San Francisco – A San Francisco-based healthcare firm called Grail, which is developing a blood test for early cancer detection has named former Google X Senior Vice President Jeff Huber as its CEO Wednesday.
Huber will join the teen to help them develop the technology behind cancer detection and to begin large-scale clinical trials of its cancer-detection system. Grail board chair and Illumina CEO Jay Flatley said that Jeff once helped Google map the world, and now he would help map the molecular biology of the microscopic cancer DNA that might be circulating in our blood.
Huber, who had more than a decade of experience building the systems that manage and analyze the data used for AdWords, Google Maps, and the Google Apps suite before he joined Google X in 2013 decided to join the DNA testing venture after his wife Laura died of colon cancer on November 10.
“I had already been ramping up on the biology and science behind this and then there was this very poignant reminder of the implications that there has to be a better way to do this,” Huber said.
Before his wife was diagnosed with Stage IV colon cancer the former Google X CEO was already turning his focus toward biology.
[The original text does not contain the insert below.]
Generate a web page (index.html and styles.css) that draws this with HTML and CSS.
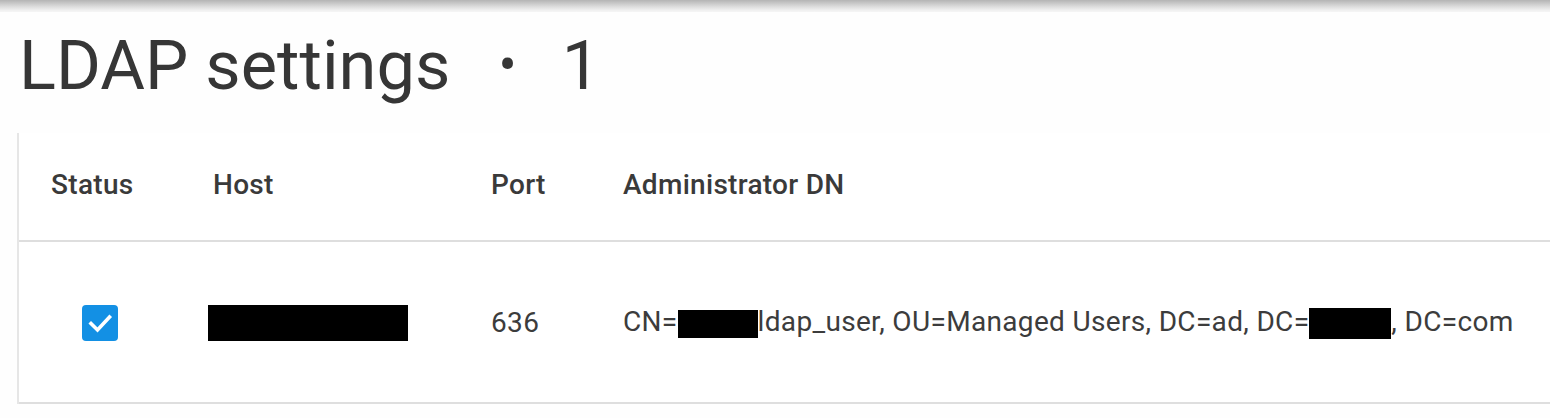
FILE: index.html
```html
<!DOCTYPE html>
<html>
<head>
<meta charset="utf-8">
<link rel="stylesheet" href="styles.css">
</head>
<body>
<div class="topshadow"></div>
<h1 class="title"><span>LDAP settings</span><span class="dot">•</span><span>1</span></h1>
<div class="card">
  <table class="grid">
    <thead>
      <tr>
        <th class="c-status">Status</th>
        <th class="c-host">Host</th>
        <th class="c-port">Port</th>
        <th class="c-dn">Administrator DN</th>
      </tr>
    </thead>
    <tbody>
      <tr>
        <td class="c-status center"><span class="check"><svg viewBox="0 0 36 36" width="36" height="36"><path d="M9 18.5 L15.5 25 L27.5 12" fill="none" stroke="#fff" stroke-width="3.6" stroke-linecap="square"/></svg></span></td>
        <td class="c-host"><span class="redact host-r"></span></td>
        <td class="c-port">636</td>
        <td class="c-dn">CN=<span class="redact cn-r"></span>ldap_user, OU=Managed Users, DC=ad, DC=<span class="redact dc-r"></span>, DC=com</td>
      </tr>
    </tbody>
  </table>
</div>
</body>
</html>
```
FILE: styles.css
```css
html, body {
  margin: 0;
  padding: 0;
  background: #fefefe;
}
body {
  font-family: Roboto, "Noto Sans", sans-serif;
  color: #3b3b3b;
  overflow: hidden;
}
.topshadow {
  height: 12px;
  background: linear-gradient(to bottom, #b4b4b4 0%, #dcdcdc 55%, #f0f0f0 85%, #f6f6f6 100%);
}
.title {
  margin: 0;
  padding: 13px 0 0 19px;
  height: 108px;
  box-sizing: border-box;
  font-weight: 400;
  font-size: 68.6px;
  line-height: 82px;
  color: #363636;
  white-space: nowrap;
}
.title .dot {
  font-size: 54px;
  margin: 0 45px 0 48px;
  position: relative;
  top: -6px;
}
.card {
  margin-top: 13px;
  margin-left: 17px;
  border-left: 2px solid #e6e6e6;
  background: #fff;
}
.grid {
  border-collapse: collapse;
  width: 100%;
  table-layout: fixed;
}
.grid th, .grid td {
  text-align: left;
  padding: 0 0 0 32px;
  font-size: 28px;
  white-space: nowrap;
}
.grid th {
  font-weight: 500;
  height: 103px;
  padding-bottom: 4px;
  border-bottom: 2px solid #dedede;
  color: #3a3a3a;
  letter-spacing: 0.3px;
}
.grid td {
  font-weight: 400;
  height: 160px;
  border-bottom: 2px solid #dedede;
  color: #3c3c3c;
  letter-spacing: 0.33px;
}
.c-status { width: 130px; }
.c-host { width: 246px; }
.c-port { width: 100px; }
.grid td.center {
  text-align: center;
  padding: 0;
}
.check {
  display: inline-block;
  width: 36px;
  height: 36px;
  background: #1390e4;
  border-radius: 4px;
  vertical-align: middle;
  position: relative;
  top: 1px;
}
.check svg { display: block; }
.redact {
  display: inline-block;
  background: #000;
  vertical-align: middle;
}
.host-r {
  width: 200px;
  height: 36px;
  margin-left: -5px;
  position: relative;
  top: 1px;
}
.cn-r {
  width: 80px;
  height: 28px;
}
.dc-r {
  width: 82px;
  height: 31px;
}
```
He decided to move to this field and help experts understand complex biological systems rather than jumping back into building a big system at Google. He said he felt that biology was going through a “phase change,” like the transition from analog to digital.
Then, he decided to join the board of directors at Illumina Inc., a gene-sequencing venture which received more than $100 million from many different sources including technology giants Bill Gates, founder of Microsoft, and Jeff Bezos, founder of Amazon.com. The company’s major goal is to use its DNA sequencing machines to detect cancer at an early stage, when it is easier to treat, with a blood test.
Huber said the initial target market for testing will be individuals with a genetic predisposition to cancer once it’s cleared for widespread use. The ultimate goal is to see it used as part of annual physical exams.
The team working on the technology has been able to spot cancer DNA in 100% of people with advanced colorectal cancer. They also found a cancer signature in about 70 % of those whose disease was still localized, that means at an earlier stage, the company main goal. However, some tumors, like brain cancer, don’t show up well on the tests yet.